MWC: quel gap incolmabile tra Europa e Usa

Un mercato sovraffollato e in difficoltà quello degli operatori europei, concentrazione e disponibilità a investire per Stati Uniti e Asia. Sulla partita degli investimenti possibili si gioca la competitività di una regione.

Non ci sono solo dispositivi a Barcellona.
Il Mobile World Congress è anche l’occasione per fare il punto sullo stato di salute del mercato delle comunicazioni mobili nel suo insieme.
E il quadro che ne esce offer più di uno spunto di riflessione.

Un’analisi pubblicata nella giornata di ieri da Reuters accende il riflettore su un punto specifico: il gap sempre più ampio tra gli operatori statunitensi e le loro controparti europee.
In Europa la capacità di investimento delle Telco è oggi frenata dal sovraffollamento del mercato, da vincoli regolatori ancora troppo stretti e non ultima dalla recessione economica.
Minore capacità di investimento, dunque, significa impossibilità a spendere come si dovrebbe per la realizzazione di nuove reti ad alta velocità, con tutte le conseguenze immaginabili in termini di competitività non solo rispetto agli Stati Uniti, ma anche rispetto ai mercati asiatici.

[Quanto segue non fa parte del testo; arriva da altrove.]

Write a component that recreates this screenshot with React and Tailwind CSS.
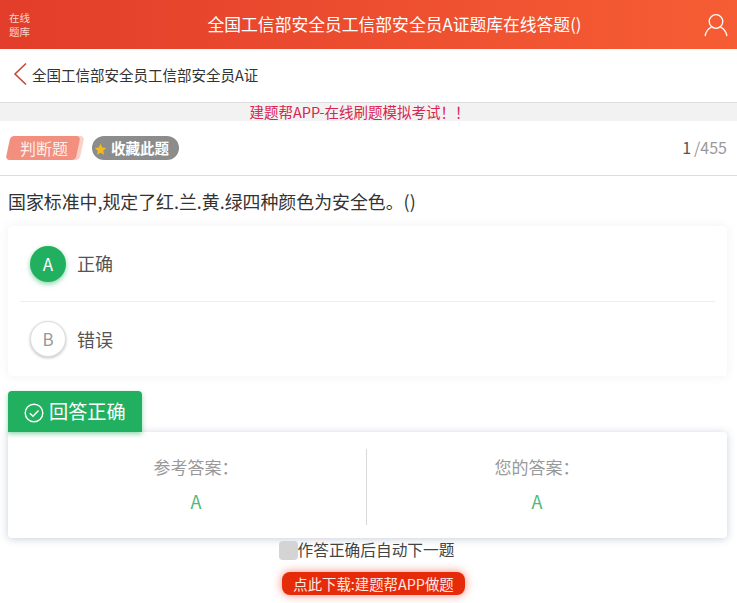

I numeri, del resto, parlano chiaro: laddove il panorama europeo è affollato di 100 operatori differenti, gli Stati Uniti si sono fermata a sei. Non è difficile capire come mai sia più difficile per gli operatori del Vecchio Continente sia più difficile raccogliere fondi sufficienti a garantire lo sviluppo e l’aggiornamento delle reti, attività con un payback di anni, eppure vitali per la crescita economica.

In questo scenario, con un gap di valutazione rispetto alle controparti d’OltreOceano diventa urgente per gli operatori europei recuperare la loro capacità di finanziamento anche sui mercati borsistici: il rischio è che la capacità di investimento risulti inferiore persino alle previsioni più pessimistiche.

Ma quanto servirebbe, in definitiva?
Per riuscire a reggere il nuovo carico di traffico richiesto dagli utenti di smartphone e tablet, potenziando in particolare reti di quarta generazione, bisognerebbe investire entro il 2016 almeno 800 miliardi di dollari: una disponibilità di spesa che gli europei, al contrario degli americani, dei giapponesi e dei sudcoreani, non sembrano avere, per lo meno a giudicare dalla lentezza dello sviluppo di queste reti in tutta la Regione.
È chiaro che in questo scenario si stiano facendo sempre più pressanti le azioni di pressione sull’Unione Europea perché allenti i nodi regolatori che frenano le operazioni di merge & acquisition.

In effetti Neelie Kroes sembra a parole favorevole a uno scenario di consolidamento, così da creare un gruppo di operatori cosiddetti cross-border che facilitino lo sviluppo delle reti su tutto il continente.
Non dello stesso parere sembrano invece i preposti all’antitrust, e in particolare il commissario Joaquin Almunia, molto freddo nei confronti di operazioni che potrebbero tradursi in un innalzamento dei prezzi a carico degli utenti finali.
Parimenti, le stesse cautele di Almunia potrebbero frenare anche ipotesi espansionistiche di qualche gigante asiatico o statunitense, interessato a mettere piede in Europa attraverso qualche acquisizione.

In questo momento la situazione sembra in stallo.
Gli operatori americani vedono crescere profitti e vendite, mentre il più grande operatore mobile europeo, Vodafone, ha chiuso il primo semestre con un segno negativo: -0,4%.
E se l’Arpu negli Stati Uniti cresce in media del 25%, in Europa scende del 15%.

Neelie Kroes parla oggi a Barcellona: e avrà parecchio da dire.